__WHAT THE EXERCISE ASKS__:
Restate all the material verbatim, except for the pictures.

— Begin AVAILABLE DATA —

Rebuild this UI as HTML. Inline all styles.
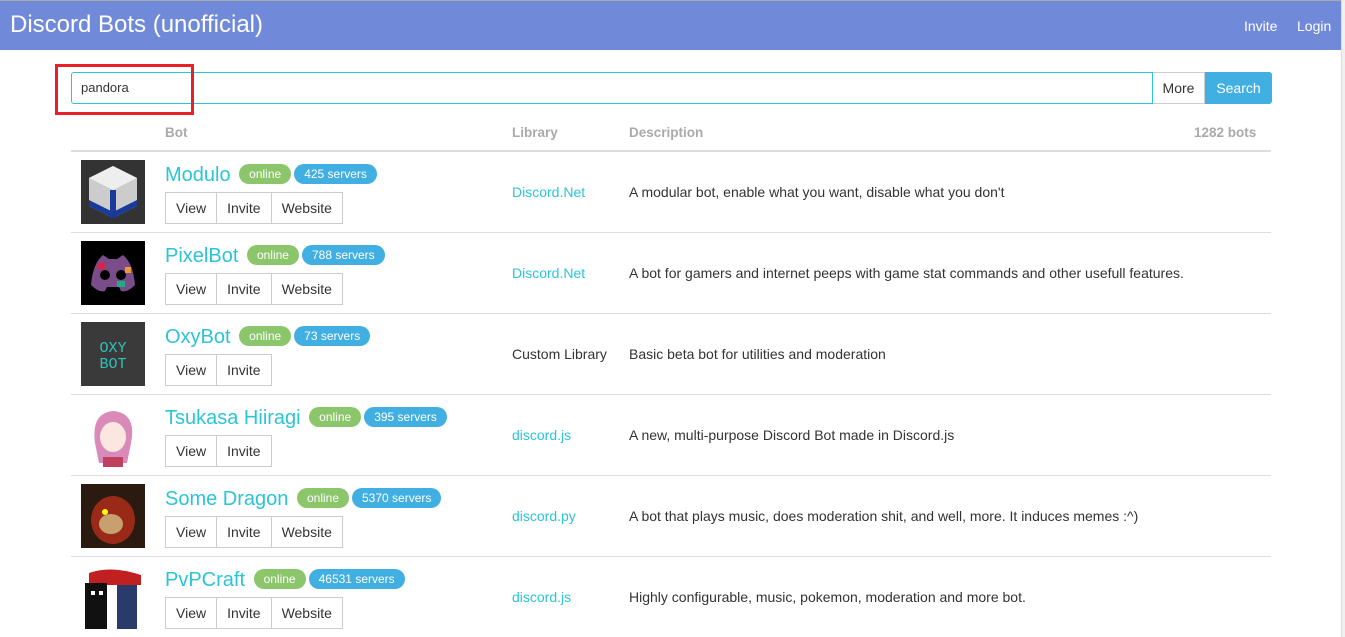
<!DOCTYPE html>
<html><head><style>
body{margin:0;font-family:"Liberation Sans",sans-serif;background:#fff;width:1345px;height:637px;overflow:hidden;position:relative;color:#333;font-size:13px}
.top{position:absolute;left:0;top:0;width:1342px;height:1px;background:#aaa}
.nav{position:absolute;left:0;top:1px;width:1342px;height:49px;background:#7089d9;color:#fff}
.nav .brand{position:absolute;left:10px;top:10px;font-size:24px}
.nav .l{position:absolute;top:17px;font-size:14px}
.sb{position:absolute;right:0;top:0;width:3px;height:637px;background:#f0f0f0;border-left:1px solid #ddd}
.in{position:absolute;left:71px;top:72px;border:1px solid #2bc4d8;border-radius:3px 0 0 3px;font-size:13px;line-height:30px;padding-left:9px;box-sizing:border-box;width:1082px;height:32px}
.more{position:absolute;left:1153px;top:72px;width:52px;height:32px;border:1px solid #ccc;border-left:none;box-sizing:border-box;text-align:center;line-height:30px;font-size:14px}
.srch{position:absolute;left:1205px;top:72px;width:67px;height:32px;background:#42afe3;color:#fff;border-radius:0 3px 3px 0;text-align:center;line-height:32px;font-size:14px}
.red{position:absolute;left:55px;top:64px;width:133px;height:45px;border:3px solid #e8202a}
.th{position:absolute;top:125px;font-weight:bold;color:#aaa;font-size:13.5px}
.hl{position:absolute;left:71px;width:1200px;height:1px;background:#ddd}
.row{position:absolute;left:71px;width:1200px;height:81px}
.img{position:absolute;left:10px;top:9px;width:64px;height:64px}
.nm{position:absolute;left:94px;top:13px;font-size:20px;color:#2bc4d8;white-space:nowrap}
.b{display:inline-block;font-size:12px;color:#fff;border-radius:12px;padding:3px 10px;vertical-align:3px;margin-left:3px}
.on{background:#8cc66b}.sv{background:#42afe3}
.btns{position:absolute;left:95px;top:41px;display:flex}
.btns span{border:1px solid #ccc;height:30px;line-height:30px;padding:0 10px;font-size:14px;margin-left:-1px}
.lib{position:absolute;left:441px;top:33px;font-size:14px;color:#2bc4d8}
.ds{position:absolute;left:558px;top:33px;font-size:14px}
</style></head><body>
<div class="top"></div>
<div class="nav"><div class="brand">Discord Bots (unofficial)</div><div class="l" style="left:1244px">Invite</div><div class="l" style="left:1297px">Login</div></div>
<div class="sb"></div>
<div class="in">pandora</div><div class="more">More</div><div class="srch">Search</div>
<div class="red"></div>
<div class="th" style="left:165px">Bot</div><div class="th" style="left:512px">Library</div><div class="th" style="left:629px">Description</div><div class="th" style="left:1194px">1282 bots</div>
<div class="hl" style="top:150px;height:2px"></div>

<div class="row" style="top:151px">
<svg class="img" viewBox="0 0 64 64"><rect width="64" height="64" fill="#333"/><polygon points="32,6 56,18 56,46 32,58 8,46 8,18" fill="#ccc"/><polygon points="32,6 56,18 32,30 8,18" fill="#eee"/><polygon points="8,46 32,58 56,46 56,40 32,52 8,40" fill="#1a3a9a"/><rect x="29" y="30" width="6" height="28" fill="#1a3a9a"/></svg>
<div class="nm">Modulo <span class="b on">online</span><span class="b sv">425 servers</span></div>
<div class="btns"><span>View</span><span>Invite</span><span>Website</span></div>
<div class="lib">Discord.Net</div><div class="ds">A modular bot, enable what you want, disable what you don't</div></div>
<div class="hl" style="top:232px"></div>

<div class="row" style="top:232px">
<svg class="img" viewBox="0 0 64 64"><rect width="64" height="64" fill="#000"/><path d="M10 44 Q12 22 22 14 L28 18 H36 L42 14 Q52 22 54 44 Q46 52 40 50 L38 46 H26 L24 50 Q18 52 10 44Z" fill="#7a4c8a"/><circle cx="24" cy="34" r="5" fill="#000"/><circle cx="40" cy="34" r="5" fill="#000"/><rect x="16" y="22" width="8" height="6" fill="#d24"/><rect x="36" y="40" width="8" height="6" fill="#2a8"/><rect x="44" y="26" width="6" height="6" fill="#e93"/></svg>
<div class="nm">PixelBot <span class="b on">online</span><span class="b sv">788 servers</span></div>
<div class="btns"><span>View</span><span>Invite</span><span>Website</span></div>
<div class="lib">Discord.Net</div><div class="ds">A bot for gamers and internet peeps with game stat commands and other usefull features.</div></div>
<div class="hl" style="top:313px"></div>

<div class="row" style="top:313px">
<svg class="img" viewBox="0 0 64 64"><rect width="64" height="64" fill="#3a3a3a"/><text x="32" y="30" font-family="Liberation Mono" font-size="15" fill="#2bc4b8" text-anchor="middle">OXY</text><text x="32" y="46" font-family="Liberation Mono" font-size="15" fill="#2bc4b8" text-anchor="middle">BOT</text></svg>
<div class="nm">OxyBot <span class="b on">online</span><span class="b sv">73 servers</span></div>
<div class="btns"><span>View</span><span>Invite</span></div>
<div class="lib" style="color:#333">Custom Library</div><div class="ds">Basic beta bot for utilities and moderation</div></div>
<div class="hl" style="top:394px"></div>

<div class="row" style="top:394px">
<svg class="img" viewBox="0 0 64 64"><rect width="64" height="64" fill="#fff"/><path d="M14 40 Q10 10 32 8 Q56 10 50 40 L46 60 H18Z" fill="#d98ab8"/><ellipse cx="32" cy="34" rx="13" ry="15" fill="#fbe6e0"/><rect x="22" y="54" width="20" height="10" fill="#c04060"/></svg>
<div class="nm">Tsukasa Hiiragi <span class="b on">online</span><span class="b sv">395 servers</span></div>
<div class="btns"><span>View</span><span>Invite</span></div>
<div class="lib">discord.js</div><div class="ds">A new, multi-purpose Discord Bot made in Discord.js</div></div>
<div class="hl" style="top:475px"></div>

<div class="row" style="top:475px">
<svg class="img" viewBox="0 0 64 64"><rect width="64" height="64" fill="#2a1a10"/><ellipse cx="32" cy="36" rx="22" ry="24" fill="#9a2a18"/><ellipse cx="30" cy="40" rx="12" ry="10" fill="#c8a070"/><circle cx="24" cy="28" r="3" fill="#ff0"/></svg>
<div class="nm">Some Dragon <span class="b on">online</span><span class="b sv">5370 servers</span></div>
<div class="btns"><span>View</span><span>Invite</span><span>Website</span></div>
<div class="lib">discord.py</div><div class="ds">A bot that plays music, does moderation shit, and well, more. It induces memes :^)</div></div>
<div class="hl" style="top:556px"></div>

<div class="row" style="top:556px">
<svg class="img" viewBox="0 0 64 64"><rect width="64" height="64" fill="#fff"/><path d="M8 8 Q30 0 60 10 V20 H8Z" fill="#c02020"/><rect x="4" y="18" width="22" height="46" fill="#111"/><rect x="36" y="20" width="20" height="44" fill="#2a3a6a"/><rect x="10" y="26" width="4" height="4" fill="#fff"/><rect x="18" y="26" width="4" height="4" fill="#fff"/></svg>
<div class="nm">PvPCraft <span class="b on">online</span><span class="b sv">46531 servers</span></div>
<div class="btns"><span>View</span><span>Invite</span><span>Website</span></div>
<div class="lib">discord.js</div><div class="ds">Highly configurable, music, pokemon, moderation and more bot.</div></div>
</body></html>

— End AVAILABLE DATA —

__EXERCISE OUTPUT__:
Rebuild this UI as HTML. Inline all styles.
<!DOCTYPE html>
<html><head><style>
body{margin:0;font-family:"Liberation Sans",sans-serif;background:#fff;width:1345px;height:637px;overflow:hidden;position:relative;color:#333;font-size:13px}
.top{position:absolute;left:0;top:0;width:1342px;height:1px;background:#aaa}
.nav{position:absolute;left:0;top:1px;width:1342px;height:49px;background:#7089d9;color:#fff}
.nav .brand{position:absolute;left:10px;top:10px;font-size:24px}
.nav .l{position:absolute;top:17px;font-size:14px}
.sb{position:absolute;right:0;top:0;width:3px;height:637px;background:#f0f0f0;border-left:1px solid #ddd}
.in{position:absolute;left:71px;top:72px;border:1px solid #2bc4d8;border-radius:3px 0 0 3px;font-size:13px;line-height:30px;padding-left:9px;box-sizing:border-box;width:1082px;height:32px}
.more{position:absolute;left:1153px;top:72px;width:52px;height:32px;border:1px solid #ccc;border-left:none;box-sizing:border-box;text-align:center;line-height:30px;font-size:14px}
.srch{position:absolute;left:1205px;top:72px;width:67px;height:32px;background:#42afe3;color:#fff;border-radius:0 3px 3px 0;text-align:center;line-height:32px;font-size:14px}
.red{position:absolute;left:55px;top:64px;width:133px;height:45px;border:3px solid #e8202a}
.th{position:absolute;top:125px;font-weight:bold;color:#aaa;font-size:13.5px}
.hl{position:absolute;left:71px;width:1200px;height:1px;background:#ddd}
.row{position:absolute;left:71px;width:1200px;height:81px}
.img{position:absolute;left:10px;top:9px;width:64px;height:64px}
.nm{position:absolute;left:94px;top:13px;font-size:20px;color:#2bc4d8;white-space:nowrap}
.b{display:inline-block;font-size:12px;color:#fff;border-radius:12px;padding:3px 10px;vertical-align:3px;margin-left:3px}
.on{background:#8cc66b}.sv{background:#42afe3}
.btns{position:absolute;left:95px;top:41px;display:flex}
.btns span{border:1px solid #ccc;height:30px;line-height:30px;padding:0 10px;font-size:14px;margin-left:-1px}
.lib{position:absolute;left:441px;top:33px;font-size:14px;color:#2bc4d8}
.ds{position:absolute;left:558px;top:33px;font-size:14px}
</style></head><body>
<div class="top"></div>
<div class="nav"><div class="brand">Discord Bots (unofficial)</div><div class="l" style="left:1244px">Invite</div><div class="l" style="left:1297px">Login</div></div>
<div class="sb"></div>
<div class="in">pandora</div><div class="more">More</div><div class="srch">Search</div>
<div class="red"></div>
<div class="th" style="left:165px">Bot</div><div class="th" style="left:512px">Library</div><div class="th" style="left:629px">Description</div><div class="th" style="left:1194px">1282 bots</div>
<div class="hl" style="top:150px;height:2px"></div>

<div class="row" style="top:151px">
<svg class="img" viewBox="0 0 64 64"><rect width="64" height="64" fill="#333"/><polygon points="32,6 56,18 56,46 32,58 8,46 8,18" fill="#ccc"/><polygon points="32,6 56,18 32,30 8,18" fill="#eee"/><polygon points="8,46 32,58 56,46 56,40 32,52 8,40" fill="#1a3a9a"/><rect x="29" y="30" width="6" height="28" fill="#1a3a9a"/></svg>
<div class="nm">Modulo <span class="b on">online</span><span class="b sv">425 servers</span></div>
<div class="btns"><span>View</span><span>Invite</span><span>Website</span></div>
<div class="lib">Discord.Net</div><div class="ds">A modular bot, enable what you want, disable what you don't</div></div>
<div class="hl" style="top:232px"></div>

<div class="row" style="top:232px">
<svg class="img" viewBox="0 0 64 64"><rect width="64" height="64" fill="#000"/><path d="M10 44 Q12 22 22 14 L28 18 H36 L42 14 Q52 22 54 44 Q46 52 40 50 L38 46 H26 L24 50 Q18 52 10 44Z" fill="#7a4c8a"/><circle cx="24" cy="34" r="5" fill="#000"/><circle cx="40" cy="34" r="5" fill="#000"/><rect x="16" y="22" width="8" height="6" fill="#d24"/><rect x="36" y="40" width="8" height="6" fill="#2a8"/><rect x="44" y="26" width="6" height="6" fill="#e93"/></svg>
<div class="nm">PixelBot <span class="b on">online</span><span class="b sv">788 servers</span></div>
<div class="btns"><span>View</span><span>Invite</span><span>Website</span></div>
<div class="lib">Discord.Net</div><div class="ds">A bot for gamers and internet peeps with game stat commands and other usefull features.</div></div>
<div class="hl" style="top:313px"></div>

<div class="row" style="top:313px">
<svg class="img" viewBox="0 0 64 64"><rect width="64" height="64" fill="#3a3a3a"/><text x="32" y="30" font-family="Liberation Mono" font-size="15" fill="#2bc4b8" text-anchor="middle">OXY</text><text x="32" y="46" font-family="Liberation Mono" font-size="15" fill="#2bc4b8" text-anchor="middle">BOT</text></svg>
<div class="nm">OxyBot <span class="b on">online</span><span class="b sv">73 servers</span></div>
<div class="btns"><span>View</span><span>Invite</span></div>
<div class="lib" style="color:#333">Custom Library</div><div class="ds">Basic beta bot for utilities and moderation</div></div>
<div class="hl" style="top:394px"></div>

<div class="row" style="top:394px">
<svg class="img" viewBox="0 0 64 64"><rect width="64" height="64" fill="#fff"/><path d="M14 40 Q10 10 32 8 Q56 10 50 40 L46 60 H18Z" fill="#d98ab8"/><ellipse cx="32" cy="34" rx="13" ry="15" fill="#fbe6e0"/><rect x="22" y="54" width="20" height="10" fill="#c04060"/></svg>
<div class="nm">Tsukasa Hiiragi <span class="b on">online</span><span class="b sv">395 servers</span></div>
<div class="btns"><span>View</span><span>Invite</span></div>
<div class="lib">discord.js</div><div class="ds">A new, multi-purpose Discord Bot made in Discord.js</div></div>
<div class="hl" style="top:475px"></div>

<div class="row" style="top:475px">
<svg class="img" viewBox="0 0 64 64"><rect width="64" height="64" fill="#2a1a10"/><ellipse cx="32" cy="36" rx="22" ry="24" fill="#9a2a18"/><ellipse cx="30" cy="40" rx="12" ry="10" fill="#c8a070"/><circle cx="24" cy="28" r="3" fill="#ff0"/></svg>
<div class="nm">Some Dragon <span class="b on">online</span><span class="b sv">5370 servers</span></div>
<div class="btns"><span>View</span><span>Invite</span><span>Website</span></div>
<div class="lib">discord.py</div><div class="ds">A bot that plays music, does moderation shit, and well, more. It induces memes :^)</div></div>
<div class="hl" style="top:556px"></div>

<div class="row" style="top:556px">
<svg class="img" viewBox="0 0 64 64"><rect width="64" height="64" fill="#fff"/><path d="M8 8 Q30 0 60 10 V20 H8Z" fill="#c02020"/><rect x="4" y="18" width="22" height="46" fill="#111"/><rect x="36" y="20" width="20" height="44" fill="#2a3a6a"/><rect x="10" y="26" width="4" height="4" fill="#fff"/><rect x="18" y="26" width="4" height="4" fill="#fff"/></svg>
<div class="nm">PvPCraft <span class="b on">online</span><span class="b sv">46531 servers</span></div>
<div class="btns"><span>View</span><span>Invite</span><span>Website</span></div>
<div class="lib">discord.js</div><div class="ds">Highly configurable, music, pokemon, moderation and more bot.</div></div>
</body></html>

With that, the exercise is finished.